Talas lokal Indonesia konon tidak mengandung HA. Meski kadar gulanya sama-sama rendah.  “Kadar kolagen talas Satoimo lebih tingggi dari rumput laut dan sarang burung walet,” kata Bona.

Ia pun mencoba mengontak alamat di Jepang yang tertera di sebuah situs, bertanya di mana ia bisa a mendapatkan talas Satoimo. Ia diarahkan ke Pak Andi di Malang.

Ia mengontak Pak Andi. Pak Andi bersedia mengirim talas dari Malang, berikut ilmu seputar budidaya dan produk turunan talas Satoimo.

Benar… sang ayah merasa lebih sehat usai mengonsumsi talas. Bahkan bisa kembali bergerak seperti sebelum sakit diabetes.

Tertarik dengan talas Satoimo, Bona termotivasi untuk membudidayakannya. Ia pun semakin intens berkomunikasi dengan Pak Andi. Pak Andi bahkan mengenalkannya ke Komunitas Satoimo Indonesia.

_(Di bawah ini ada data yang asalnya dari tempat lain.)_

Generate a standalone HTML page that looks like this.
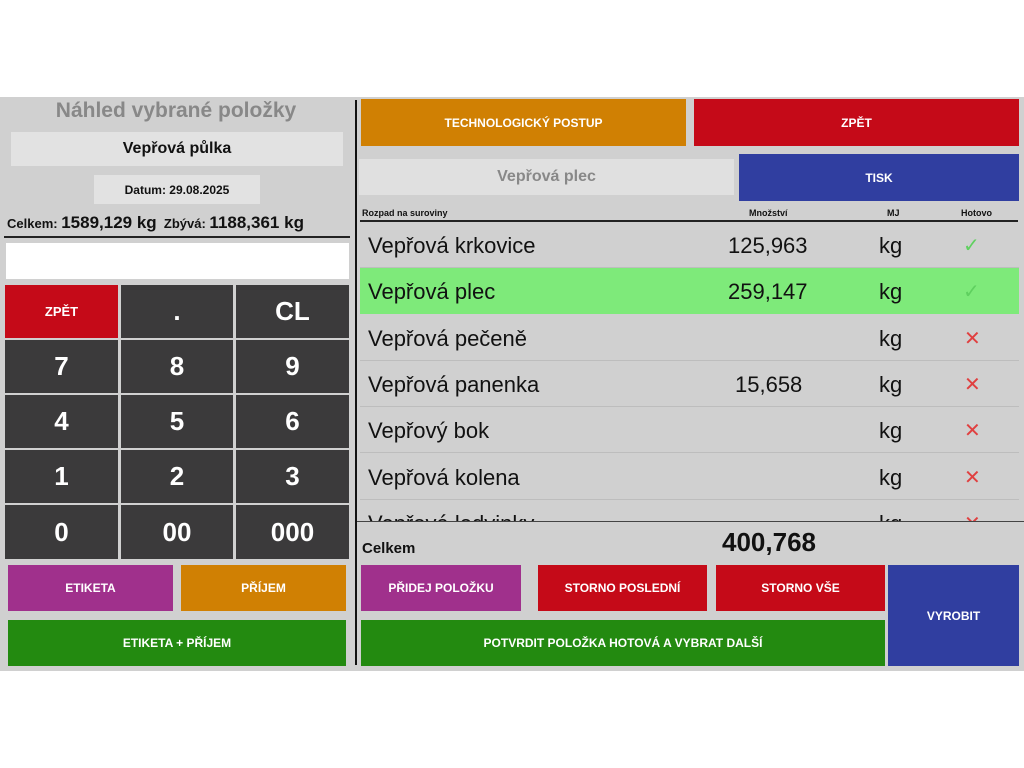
<!DOCTYPE html>
<html><head><meta charset="utf-8"><style>
*{margin:0;padding:0;box-sizing:border-box}
body{width:1024px;height:768px;background:#fff;position:relative;font-family:"Liberation Sans",sans-serif;overflow:hidden}
.a{position:absolute}
.app{left:0;top:97px;width:1024px;height:574px;background:#d0d0d0}
.b{position:absolute;display:flex;align-items:center;justify-content:center;color:#fff;font-weight:bold;font-size:12px;text-align:center}
.k{background:#3b3a3b;font-size:26px}
.r{position:absolute;left:360px;width:659px;height:46px;border-bottom:1px solid #bdbdbd;font-size:22px;color:#111}
.r span{position:absolute;top:11px}
.x{color:#e04040;font-size:20px}
.c{color:#5fd05f;font-size:20px}
</style></head><body>
<div class="a app"></div>
<div class="a" style="left:0;top:99px;width:352px;text-align:center;font-size:21px;font-weight:bold;color:#888">Náhled vybrané položky</div>
<div class="b" style="left:11px;top:132px;width:332px;height:34px;background:#e2e2e2;color:#111;font-size:16px">Vepřová půlka</div>
<div class="b" style="left:94px;top:175px;width:166px;height:29px;background:#e2e2e2;color:#111;font-size:12px">Datum: 29.08.2025</div>
<div class="a" style="left:7px;top:213px;font-size:13px;font-weight:bold;color:#111;white-space:nowrap">Celkem: <span style="font-size:17px">1589,129 kg</span>&nbsp; Zbývá: <span style="font-size:17px">1188,361 kg</span></div>
<div class="a" style="left:4px;top:236px;width:346px;height:2px;background:#222"></div>
<div class="a" style="left:6px;top:243px;width:343px;height:36px;background:#fff"></div>
<div class="b" style="left:5px;top:285px;width:113px;height:53px;background:#c50a18;font-size:13px">ZPĚT</div>
<div class="b k" style="left:121px;top:285px;width:112px;height:53px">.</div>
<div class="b k" style="left:236px;top:285px;width:113px;height:53px">CL</div>
<div class="b k" style="left:5px;top:340px;width:113px;height:53px">7</div>
<div class="b k" style="left:121px;top:340px;width:112px;height:53px">8</div>
<div class="b k" style="left:236px;top:340px;width:113px;height:53px">9</div>
<div class="b k" style="left:5px;top:395px;width:113px;height:53px">4</div>
<div class="b k" style="left:121px;top:395px;width:112px;height:53px">5</div>
<div class="b k" style="left:236px;top:395px;width:113px;height:53px">6</div>
<div class="b k" style="left:5px;top:450px;width:113px;height:53px">1</div>
<div class="b k" style="left:121px;top:450px;width:112px;height:53px">2</div>
<div class="b k" style="left:236px;top:450px;width:113px;height:53px">3</div>
<div class="b k" style="left:5px;top:505px;width:113px;height:54px">0</div>
<div class="b k" style="left:121px;top:505px;width:112px;height:54px">00</div>
<div class="b k" style="left:236px;top:505px;width:113px;height:54px">000</div>
<div class="b" style="left:8px;top:565px;width:165px;height:46px;background:#a0308c">ETIKETA</div>
<div class="b" style="left:181px;top:565px;width:165px;height:46px;background:#d08003">PŘÍJEM</div>
<div class="b" style="left:8px;top:620px;width:338px;height:46px;background:#238a10">ETIKETA + PŘÍJEM</div>
<div class="a" style="left:355px;top:100px;width:2px;height:565px;background:#111"></div>
<div class="b" style="left:361px;top:99px;width:325px;height:47px;background:#d08003">TECHNOLOGICKÝ POSTUP</div>
<div class="b" style="left:694px;top:99px;width:325px;height:47px;background:#c50a18">ZPĚT</div>
<div class="b" style="left:359px;top:159px;width:375px;height:36px;background:#e0e0e0;color:#888;font-size:16px">Vepřová plec</div>
<div class="b" style="left:739px;top:154px;width:280px;height:47px;background:#303ea0">TISK</div>
<div class="a" style="left:362px;top:208px;font-size:9px;font-weight:bold;color:#111">Rozpad na suroviny</div>
<div class="a" style="left:749px;top:208px;font-size:9px;font-weight:bold;color:#111">Množství</div>
<div class="a" style="left:887px;top:208px;font-size:9px;font-weight:bold;color:#111">MJ</div>
<div class="a" style="left:961px;top:208px;font-size:9px;font-weight:bold;color:#111">Hotovo</div>
<div class="a" style="left:360px;top:220px;width:658px;height:2px;background:#222"></div>
<div class="a" style="left:358px;top:222px;width:666px;height:300px;overflow:hidden">
<div class="r" style="left:2px;top:0"><span style="left:8px">Vepřová krkovice</span><span style="left:368px">125,963</span><span style="left:519px">kg</span><span class="c" style="left:603px">✓</span></div>
<div class="r" style="left:2px;top:46px;background:#7eea7a;border-color:#7eea7a"><span style="left:8px">Vepřová plec</span><span style="left:368px">259,147</span><span style="left:519px">kg</span><span class="c" style="left:603px">✓</span></div>
<div class="r" style="left:2px;top:93px"><span style="left:8px">Vepřová pečeně</span><span style="left:519px">kg</span><span class="x" style="left:604px">✕</span></div>
<div class="r" style="left:2px;top:139px"><span style="left:8px">Vepřová panenka</span><span style="left:375px">15,658</span><span style="left:519px">kg</span><span class="x" style="left:604px">✕</span></div>
<div class="r" style="left:2px;top:185px"><span style="left:8px">Vepřový bok</span><span style="left:519px">kg</span><span class="x" style="left:604px">✕</span></div>
<div class="r" style="left:2px;top:232px"><span style="left:8px">Vepřová kolena</span><span style="left:519px">kg</span><span class="x" style="left:604px">✕</span></div>
<div class="r" style="left:2px;top:278px"><span style="left:8px">Vepřová ledvinky</span><span style="left:519px">kg</span><span class="x" style="left:604px">✕</span></div>
</div>
<div class="a" style="left:357px;top:521px;width:667px;height:1px;background:#444"></div>
<div class="a" style="left:362px;top:540px;font-size:15px;font-weight:bold;color:#111">Celkem</div>
<div class="a" style="left:722px;top:527px;font-size:26px;font-weight:bold;color:#111">400,768</div>
<div class="b" style="left:361px;top:565px;width:160px;height:46px;background:#a0308c">PŘIDEJ POLOŽKU</div>
<div class="b" style="left:538px;top:565px;width:169px;height:46px;background:#c50a18">STORNO POSLEDNÍ</div>
<div class="b" style="left:716px;top:565px;width:169px;height:46px;background:#c50a18">STORNO VŠE</div>
<div class="b" style="left:888px;top:565px;width:131px;height:101px;background:#303ea0">VYROBIT</div>
<div class="b" style="left:361px;top:620px;width:524px;height:46px;background:#238a10">POTVRDIT POLOŽKA HOTOVÁ A VYBRAT DALŠÍ</div>
</body></html>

Ia pesan bibit. Dan praktek menanam talas di lahan sendiri seluas satu rante. Memanfaatkan pupuk cair organik hasil racikannya sendiri. Berhasil.

Saat itulah ia bertemu dengan Muara Sirait. Ia seorang guru STM di Siantar. Sebenarnya sudah pensiun di usia 60 tahun. Tapi yayasan minta ia tetap dikaryakan, melihat semangat dan dedikasinya yang tinggi.

Meski guru STM, Muara juga hobby pertanian. Segala macam sayur dan tanaman ditanamnya. “Ia sabar bertani. Saya tidak,” puji Bona Pakpahan sembari tertawa ke arah Pak Muara.

Pak Muara hanya senyum simpul. Ia mengaku tertarik dengan budidaya tanaman sejak masih muda.

Awal komuniasi keduanya terjadi jelang akhir tahun 2017 lalu. Pak Muara yang duluan berinisiatif. Seorang teman bilang padanya: Pak Muara hobby bertani ya? Coba jumpai Bona Papahan. Pasti nyambung,” kata si teman.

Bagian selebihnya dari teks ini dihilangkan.